To be sure, the shut down isn't about saving money, or at least not about the direct cost of maintaining the service. goo.gl stopped accepting new shortening requests in 2019, but continued to redirect existing shortened URLs, and maintaining the server with a static mapping of shortened URLs to their full URLs has a negligible hardware cost. The real reason is likely that nobody within Google wants to be responsible for maintaining the service. Engineers in tech companies get promoted based on their innovation in new and exciting projects, not maintaining infrastructure and sunsetted projects. URL shorteners are largely a product of the bad old days of social media, and the functionality has largely been supplanted by the companies themselves (e.g., Twitter's t.co service, added ca. 2011). URL shorteners still have their place: I still use bitly's custom URL service to create mnemonic links for Google Docs (e.g., https://bit.ly/Nelson-DPC2025 instead of https://docs.google.com/presentation/d/1j6k9H3fA1Q540mKefkyr256StaAD6SoQsJbRuoPo4tI/edit?slide=id.g2bc4c2a891c_0_0#slide=id.g2bc4c2a891c_0_0). URL shorteners proliferated for a while, and most of them have since gone away. The 301works.org project at the Internet Archive has archived a lot, but not all, of the mappings.

When Shira contacted me, one of the things she wanted to know was the scale of the problem. A Hacker News article had various estimates: 60k articles in Google Scholar had the string "goo.gl", and another person claimed that a Google search for "site:goo.gl" returned 9.6M links (but my version of Google no longer shows result set size estimates).

2025-08-03 Google Scholar search for "goo.gl"

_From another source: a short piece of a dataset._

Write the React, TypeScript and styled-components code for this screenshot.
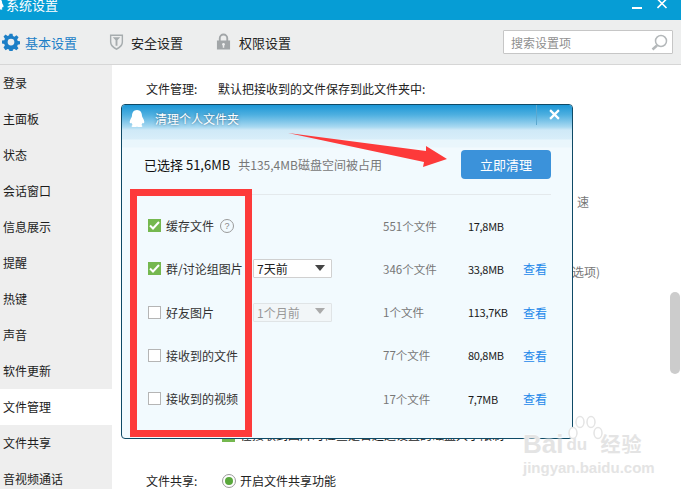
import React from 'react';
import styled, { createGlobalStyle } from 'styled-components';

const Global = createGlobalStyle`
  html, body { margin: 0; padding: 0; background: #fff; }
  body { font-family: "Noto Sans CJK SC", "Liberation Sans", sans-serif; font-size: 12px; color: #222; }
`;
const Page = styled.div`
  position: relative; width: 681px; height: 489px; overflow: hidden; display: flex; flex-direction: column;
`;
const TitleBar = styled.header`
  height: 20px; background: #069dd5; color: #fff; display: flex; align-items: flex-start; flex: none;
  justify-content: space-between; overflow: hidden;
`;
const TitleLeft = styled.div`
  display: flex; align-items: center; gap: 2px; margin-top: -4px; font-size: 13px; line-height: 18px; margin-left: -6px;
`;
const WinButtons = styled.div`
  display: flex; gap: 14px; margin-right: 13px; align-items: flex-start;
`;
const Toolbar = styled.nav`
  height: 44px; background: #edeeee; border-bottom: 1px solid #d6d6d6; flex: none; display: flex; align-items: center;
  box-sizing: content-box; padding-left: 2px;
`;
const Tab = styled.div<{ $active?: boolean; $w: number; $gap: number }>`
  width: ${p => p.$w}px; display: flex; align-items: center; gap: ${p => p.$gap}px; font-size: 13px;
  color: ${p => (p.$active ? '#1c7fc7' : '#222')};
`;
const Search = styled.div`
  margin-left: auto; margin-right: 8px; height: 22px; background: #fff; border: 1px solid #c6c6c6;
  border-radius: 1px; display: flex; align-items: center; justify-content: space-between; padding: 0 4px 0 7px;
  box-sizing: content-box; color: #8f8f8f; font-size: 12px; width: 157px;
`;
const Body = styled.div`
  flex: 1; display: flex; min-height: 0;
`;
const Sidebar = styled.aside`
  width: 112px; background: #eeeeee; flex: none;
`;
const SideItem = styled.div<{ $active?: boolean }>`
  height: 36px; box-sizing: border-box; display: flex; align-items: center; padding: 0 0 2px 3px; font-size: 12px; color: #1c1c1c;
  background: ${p => (p.$active ? '#fff' : 'transparent')};
`;
const Content = styled.main`
  flex: 1; display: flex; flex-direction: column; background: #fff; position: relative; padding-left: 34px;
`;
const BgRow = styled.div<{ $top: number; $indent?: number; $muted?: boolean }>`
  margin-top: ${p => p.$top}px; padding-left: ${p => p.$indent ?? 0}px; height: 16px; line-height: 16px;
  display: flex; align-items: center; white-space: nowrap; color: ${p => (p.$muted ? '#777' : '#222')};
`;
const BgLabel = styled.span`
  width: 72px; flex: none;
`;
const Radio = styled.span`
  width: 12px; height: 12px; border: 1px solid #9a9a9a; border-radius: 50%; margin: 0 4px 0 4px; display: flex;
  align-items: center; justify-content: center; background: #fff; flex: none;
  &::after { content: ''; width: 8px; height: 8px; border-radius: 50%; background: #5aa83c; }
`;
const Scrollbar = styled.div`
  position: absolute; right: 1px; top: 227px; width: 10px; height: 82px; border-radius: 5px; background: #cccccc;
`;
const Dialog = styled.section`
  position: absolute; left: 121px; top: 104px; width: 452px; height: 335px; box-sizing: border-box;
  border: 1px solid #0f4a66; border-radius: 4px; overflow: hidden; display: flex; flex-direction: column;
  background: #f2fafe;
`;
const DialogTitle = styled.div`
  height: 43px; flex: none; display: flex; align-items: flex-start; justify-content: space-between;
  background: linear-gradient(#1c97d6 0, #4fb0e0 10px, #a9d9f1 22px, #cfe9f7 25px, #d8eef9 34px, #e9f6fc 35px, #eaf6fc 42px, #f2fafe 43px);
  color: #fff;
`;
const DialogTitleLeft = styled.div`
  display: flex; align-items: center; gap: 10px; padding: 5px 0 0 7px; font-size: 12px; line-height: 18px;
  text-shadow: 0 0 3px rgba(40,80,110,.8);
`;
const DialogClose = styled.div`
  width: 35px; height: 18px; border-left: 1px solid #5ca8cf; display: flex; justify-content: center;
  align-items: center; padding-bottom: 2px;
`;
const Summary = styled.div`
  height: 47px; margin: 0 21px 0 22px; flex: none; display: flex; align-items: center; justify-content: space-between;
  border-bottom: 1px solid #e4e9ec; padding-bottom: 1px; box-sizing: border-box;
`;
const SummaryText = styled.div`
  display: flex; align-items: baseline; gap: 8px; margin-top: -12px;
`;
const Selected = styled.span`
  font-size: 13px; color: #111;
`;
const Total = styled.span`
  font-size: 12px; color: #777;
`;
const CleanBtn = styled.button`
  width: 90px; height: 29px; border: 0; border-radius: 4px; background: #3b92da; color: #fff; font: inherit;
  font-size: 13px; padding: 0; margin-top: -12px;
`;
const Rows = styled.div`
  display: flex; flex-direction: column; padding-top: 9px;
`;
const Row = styled.div`
  height: 43.25px; display: grid; grid-template-columns: 105px 130px 85px 55px auto; align-items: center; padding-left: 26px;
`;
const Check = styled.span<{ $on?: boolean }>`
  width: 13px; height: 13px; box-sizing: border-box; border: 1px solid ${p => (p.$on ? '#75b84f' : '#b5b5b5')};
  background: ${p => (p.$on ? '#75b84f' : '#fff')}; display: flex; align-items: center; justify-content: center; flex: none;
`;
const CheckCell = styled.div`
  display: flex; align-items: center; gap: 5px; white-space: nowrap; color: #333;
`;
const BgCheckLabel = styled.span`
  margin-left: 5px;
`;
const Help = styled.span`
  width: 12px; height: 12px; border: 1px solid #9a9a9a; border-radius: 50%; color: #888; font-size: 9px; display: flex;
  align-items: center; justify-content: center; margin-left: 1px; box-sizing: content-box; font-family: "Liberation Sans", sans-serif;
`;
const Select = styled.div<{ $off?: boolean }>`
  width: 79px; height: 19px; box-sizing: border-box; border: 1px solid ${p => (p.$off ? '#e0e4e6' : '#d0d0d0')};
  background: ${p => (p.$off ? '#f2f6f8' : '#fff')}; color: ${p => (p.$off ? '#999' : '#222')};
  display: flex; align-items: center; justify-content: space-between; padding: 0 6px 0 3px; border-radius: 1px; font-size: 12px;
  &::after { content: ''; border-left: 5px solid transparent; border-right: 5px solid transparent;
    border-top: 6px solid ${p => (p.$off ? '#aaa' : '#444')}; margin-top: -2px; }
`;
const Count = styled.span`
  color: #777; font-size: 11.5px;
`;
const Size = styled.span`
  color: #1b1b1b; font-size: 11px; letter-spacing: -.3px;
`;
const Link = styled.a`
  color: #2288ea; font-size: 12px;
`;
const RedBox = styled.div`
  position: absolute; left: 130px; top: 189px; width: 122px; height: 248px; box-sizing: border-box; border: 7px solid #fd3a3a;
`;
const Arrow = styled.svg`
  position: absolute; left: 285px; top: 128px;
`;
const Watermark = styled.div`
  position: absolute; left: 523px; top: 415px; width: 125px; height: 60px; color: #e4e4e4;
  font-family: "Liberation Sans", sans-serif; text-shadow: 0 0 2px #fff, 0 0 2px #fff;
`;
const WmTop = styled.div`
  display: flex; align-items: center; font-size: 26px; font-weight: 700; height: 42px; padding-top: 15px;
  box-sizing: border-box; line-height: 26px;
`;
const WmDu = styled.span`
  font-size: 17px; width: 37px; padding-left: 3px; padding-top: 3px; box-sizing: border-box;
`;
const WmCn = styled.span`
  font-family: "Noto Sans CJK SC", sans-serif; font-size: 20px; font-weight: 700; letter-spacing: 1px;
`;
const WmUrl = styled.div`
  font-size: 15px; font-weight: 700; line-height: 16px; margin-top: 3px; white-space: nowrap;
`;
const WmPaw = styled.svg`
  position: absolute; left: 43px; top: 0;
`;

const Gear = () => (
  <svg width="18" height="18" viewBox="0 0 24 24"><path fill="#1c7fc7" fillRule="evenodd" d="M10 1h4l.6 3.1 2 .8L19.3 3l2.8 2.8-1.9 2.7.8 2 3 .5v4l-3 .6-.8 2 1.8 2.6-2.8 2.8-2.6-1.8-2 .8-.6 3.2h-4l-.6-3.2-2-.8-2.6 1.8L2 19.2l1.8-2.6-.8-2L0 14v-4l3.1-.5.8-2L2 4.8 4.8 2l2.7 1.9 2-.8L10 1zm2 6.500a4.500 4.500 0 1 0 0 9 4.500 4.500 0 0 0 0-9z"/></svg>
);
const Shield = () => (
  <svg width="15" height="18" viewBox="0 0 16 18"><path fill="#a6acae" d="M1 1h14v8c0 4-3 6.500-7 8.500C4 15.500 1 13 1 9z"/><path fill="#edeeee" d="M2.500 2.500h11V9c0 3-2.500 5-5.500 6.700C5 14 2.500 12 2.500 9z"/><path fill="#a6acae" d="M4 4h8l-3 3v6H7V7z"/></svg>
);
const Lock = () => (
  <svg width="15" height="18" viewBox="0 0 16 18"><path fill="none" stroke="#a2a6a8" strokeWidth="2" d="M4 8V5a4 4 0 0 1 8 0v3"/><path fill="#a2a6a8" fillRule="evenodd" d="M1 7.500h14V17H1zM8 10a1.500 1.500 0 0 0-.8 2.800V15h1.600v-2.200A1.500 1.500 0 0 0 8 10z"/></svg>
);
const Penguin = ({ size }: { size: number }) => (
  <svg width={size} height={size * 1.13} viewBox="0 0 16 18"><path fill="#fff" d="M8 0C4.500 0 3 2.800 3 6c0 1.200-1.800 3-2.200 5.300-.3 1.800.4 2.600 1.600 1.300.2.900.7 1.700 1.300 2.300-1.400.5-1.700 2.100.6 2.100 1.500 0 2.600-.3 3.700-.4 1.100.1 2.200.4 3.700.4 2.300 0 2-1.600.6-2.100.6-.6 1.100-1.400 1.300-2.300 1.200 1.300 1.900.5 1.600-1.300C15 9 13 7.200 13 6c0-3.200-1.500-6-5-6z"/></svg>
);
const Cross = ({ size, weight }: { size: number; weight: number }) => (
  <svg width={size} height={size} viewBox="0 0 10 10"><path stroke="#fff" strokeWidth={weight} d="M1 1l8 8M9 1l-8 8"/></svg>
);
const Tick = () => (
  <svg width="11" height="9" viewBox="0 0 11 9"><path fill="none" stroke="#fff" strokeWidth="2" d="M1 4.500l3 3L10 1"/></svg>
);
const Loupe = () => (
  <svg width="17" height="17" viewBox="0 0 17 17"><circle cx="10" cy="7" r="5.500" fill="none" stroke="#b4b8ba" strokeWidth="1.500"/><path stroke="#b4b8ba" strokeWidth="2.500" d="M6 11.500L1.500 15.500"/></svg>
);
const Paw = () => (
  <WmPaw width="38" height="34" viewBox="0 0 38 34">
    <g fill="#fff" stroke="#e4e4e4" strokeWidth="1.500">
      <ellipse cx="7" cy="18" rx="4" ry="5.500"/><ellipse cx="14" cy="7" rx="4" ry="5.500"/><ellipse cx="25" cy="7" rx="4" ry="5.500"/><ellipse cx="32" cy="18" rx="4" ry="5.500"/>
    </g>
  </WmPaw>
);

const sideItems = ['登录','主面板','状态','会话窗口','信息展示','提醒','热键','声音','软件更新','文件管理','文件共享','音视频通话'];
const rows = [
  { label: '缓存文件', help: true, count: '551个文件', size: '17,8MB', on: true },
  { label: '群/讨论组图片', sel: '7天前', count: '346个文件', size: '33,8MB', on: true, link: true },
  { label: '好友图片', sel: '1个月前', off: true, count: '1个文件', size: '113,7KB', link: true },
  { label: '接收到的文件', count: '77个文件', size: '80,8MB', link: true },
  { label: '接收到的视频', count: '17个文件', size: '7,7MB', link: true },
];

export default function App() {
  return (
    <Page>
      <Global />
      <TitleBar>
        <TitleLeft><Penguin size={10} /><span>系统设置</span></TitleLeft>
        <WinButtons>
          <svg width="11" height="10" viewBox="0 0 11 10"><rect x="0" y="7" width="10" height="2" fill="#fff"/></svg>
          <svg width="11" height="9" viewBox="0 0 10 9"><path stroke="#fff" strokeWidth="1.600" d="M0 -1l9 9M9 -1l-9 9"/></svg>
        </WinButtons>
      </TitleBar>
      <Toolbar>
        <Tab $active $w={107} $gap={5}><Gear /><span>基本设置</span></Tab>
        <Tab $w={107} $gap={7}><Shield /><span>安全设置</span></Tab>
        <Tab $w={100} $gap={8}><Lock /><span>权限设置</span></Tab>
        <Search><span>搜索设置项</span><Loupe /></Search>
      </Toolbar>
      <Body>
        <Sidebar>
          {sideItems.map(s => <SideItem key={s} $active={s === '文件管理'}>{s}</SideItem>)}
        </Sidebar>
        <Content>
          <BgRow $top={16}><BgLabel>文件管理:</BgLabel><span>默认把接收到的文件保存到此文件夹中:</span></BgRow>
          <BgRow $top={97} $indent={431} $muted>速</BgRow>
          <BgRow $top={54} $indent={426} $muted>选项)</BgRow>
          <BgRow $top={147} $indent={76}><Check $on /><BgCheckLabel>在接收到图片时检查是否超过设置的磁盘大小限制</BgCheckLabel></BgRow>
          <BgRow $top={30}><BgLabel>文件共享:</BgLabel><Radio /><span>开启文件共享功能</span></BgRow>
          <Scrollbar />
        </Content>
      </Body>
      <Dialog>
        <DialogTitle>
          <DialogTitleLeft><Penguin size={16} /><span>清理个人文件夹</span></DialogTitleLeft>
          <DialogClose><Cross size={11} weight={2} /></DialogClose>
        </DialogTitle>
        <Summary>
          <SummaryText><Selected>已选择 51,6MB</Selected><Total>共135,4MB磁盘空间被占用</Total></SummaryText>
          <CleanBtn>立即清理</CleanBtn>
        </Summary>
        <Rows>
          {rows.map(r => (
            <Row key={r.label}>
              <CheckCell>
                <Check $on={r.on}>{r.on && <Tick />}</Check>
                <span>{r.label}</span>
                {r.help && <Help>?</Help>}
              </CheckCell>
              <div>{r.sel && <Select $off={r.off}>{r.sel}</Select>}</div>
              <Count>{r.count}</Count>
              <Size>{r.size}</Size>
              {r.link ? <Link>查看</Link> : <span />}
            </Row>
          ))}
        </Rows>
      </Dialog>
      <Watermark>
        <Paw />
        <WmTop>Bai<WmDu>du</WmDu><WmCn>经验</WmCn></WmTop>
        <WmUrl>jingyan.baidu.com</WmUrl>
      </Watermark>
      <Arrow width="170" height="50" viewBox="0 0 170 50">
        <path fill="#fd3a3a" d="M3 5L141 23 141 18 162 31 138 39 139 34z"/>
      </Arrow>
      <RedBox />
    </Page>
  );
}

2025-08-03 Google search for "goo.gl"

Curious and not satisfied with those estimates, I started poking around to see what the Internet Archive's Wayback Machine has. These numbers were taken on 2025-07-25, and will surely increase soon based on Archive Team's efforts.

First, not everyone knows that you can search URL prefixes in the Wayback Machine with the "*" character. I first did a search for "goo.gl/a*", then "goo.gl/aa*", etc. until I hit something less than the max of 10,000 hits per response.

https://web.archive.org/web/*/goo.gl/a*

https://web.archive.org/web/*/goo.gl/aa*

https://web.archive.org/web/*/goo.gl/aaa*

https://web.archive.org/web/*/goo.gl/aaaa*

We could repeat with "b", "bb", "bbb", "bbbb", etc. but that would take quite a while. Fortunately, we can use the CDX API to get a complete response and then process it locally.

The full command line session is shown below, and then I'll step through it:

% curl "http://web.archive.org/cdx/search/cdx?url=goo.gl/*" > goo.gl

% wc -l goo.gl

3974539 goo.gl

% cat goo.gl | awk '{print $3}' | sed "s/https://" | sed "s/http://" | sed "s/?.*//" | sed "s/:80//" | sed "s/www\.//" | sort | uniq > goo.gl.uniq

% wc -l goo.gl.uniq

1374191 goo.gl.uniq

The curl command accesses the CDX API, searching for all URLs prefixed with "goo.gl/*", and saves the response in a file called "goo.gl".

The first wc command shows that there are 3.9M lines in a single response (i.e., pagination was not used). Although not listed above, we can take a peek at the response with the head command:

% head -10 goo.gl

gl,goo)/ 20091212094934 http://goo.gl:80/ text/html 404 2RG2VCBYD2WNLDQRQ2U5PI3L3RNNVZ6T 298

gl,goo)/ 20091217094012 http://goo.gl:80/? text/html 200 HLSTSF76S2N6NDBQ4ZPPQFECB4TKXVCF 1003

gl,goo)/ 20100103211324 http://goo.gl/ text/html 200 HLSTSF76S2N6NDBQ4ZPPQFECB4TKXVCF 1166

gl,goo)/ 20100203080754 http://goo.gl:80/ text/html 200 HLSTSF76S2N6NDBQ4ZPPQFECB4TKXVCF 1010

gl,goo)/ 20100207025800 http://goo.gl:80/ text/html 200 HLSTSF76S2N6NDBQ4ZPPQFECB4TKXVCF 1006

gl,goo)/ 20100211043957 http://goo.gl:80/ text/html 200 HLSTSF76S2N6NDBQ4ZPPQFECB4TKXVCF 1001

gl,goo)/ 20100217014043 http://goo.gl:80/ text/html 200 HLSTSF76S2N6NDBQ4ZPPQFECB4TKXVCF 999

gl,goo)/ 20100224024726 http://goo.gl:80/ text/html 200 HLSTSF76S2N6NDBQ4ZPPQFECB4TKXVCF 1000

gl,goo)/ 20100228025750 http://goo.gl:80/ text/html 200 HLSTSF76S2N6NDBQ4ZPPQFECB4TKXVCF 1003

gl,goo)/ 20100304130514 http://goo.gl:80/ text/html 200 HLSTSF76S2N6NDBQ4ZPPQFECB4TKXVCF 1008

The file has seven space-separated columns. The first column is the URL in SURT format (a form of normalizing URLs), the second column is the datetime of the visit, and the third column is the actual URL encountered. The above response shows that the top level URL, goo.gl, was archived many times (as you would expect), and the first time was on 2009-12-12, at 09:49:34 UTC.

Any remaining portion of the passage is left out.